Außerhalb dieser Camps liegen die Seen malerisch in scheinbar unberührter Natur, die überwiegend zum Nationalpark Nahuel Huarto gehört. Es ist gerade diese Einsamkeit und Unberührtheit, die diese Landschaft von dem dicht bevölkerten Europa unterscheidet. So anstrengend es ist (aber das wollten wir ja auch), so sehr genießen wir diese Atmosphäre, dieses Draußen-sein bei Tag und Nacht, das Sich-Treiben-Lassen.

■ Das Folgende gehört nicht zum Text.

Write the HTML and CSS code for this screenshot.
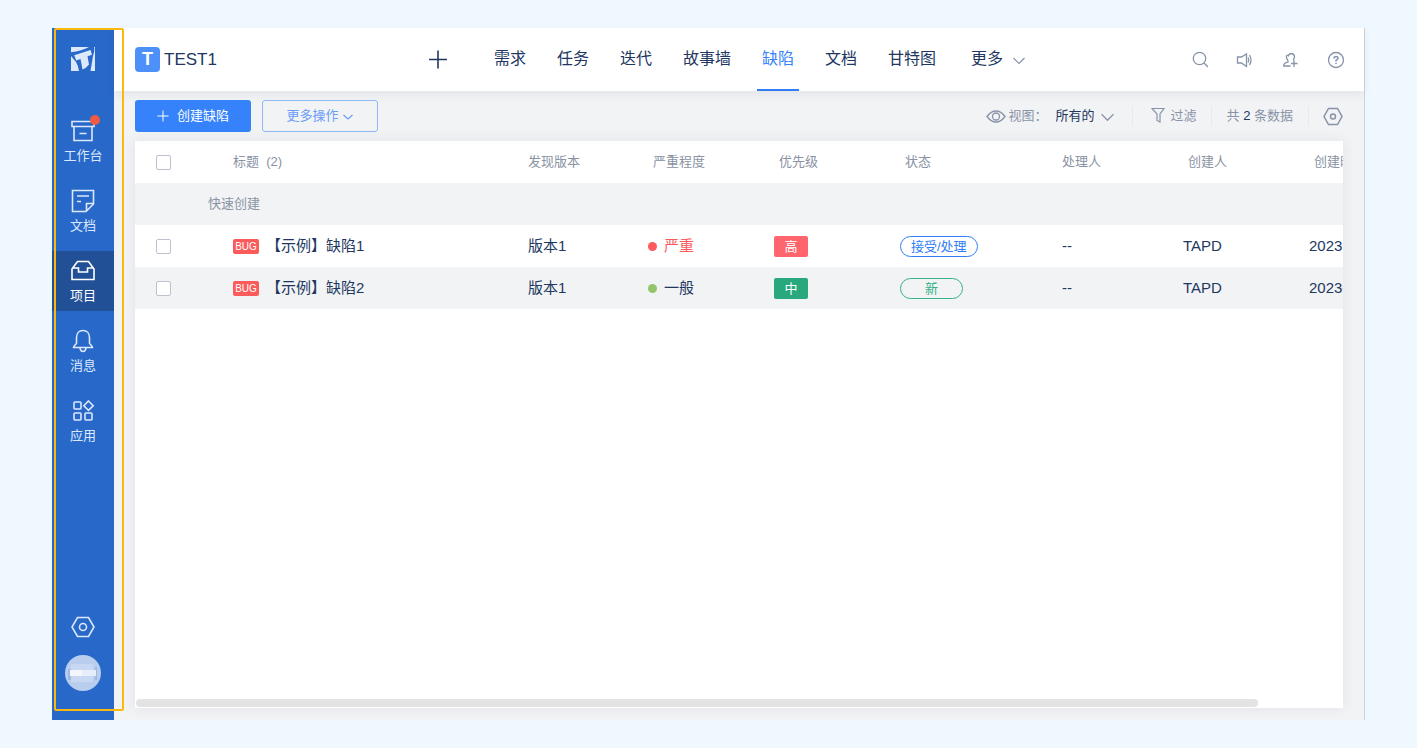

Und inzwischen haben wir unseren täglichen Rhythmus wieder gefunden.
Morgen geht es weiter, zunächst mit einem kräftigen Anstieg von über 600 Höhenmetern (uff), den Lago Lacar entlang, stracks in Richtung Chile. Von dort melden wir uns dann wieder.
2 Kommentare:
Hallo ihr beiden,
Glückwunsch zum Beginn der Tour. 50 km auf Piste ist ein guter Schnitt, wenn der gegenwind hinzu kommt wird es weniger. Ist bei mir auch so. Alle Achtung euer Gepäckaufbau ist wirklich gigantisch. Dafür bin ich mit bis zu 7 l. Wasser unterwegs.
Hallo Heiner,
die Bilder machen wirklich neidisch - jedenfalls die mit toller Landschaft, die hochbepackten Fahrräder weniger...
Euch Beiden weiterhin gute und unfallfreie Fahrt!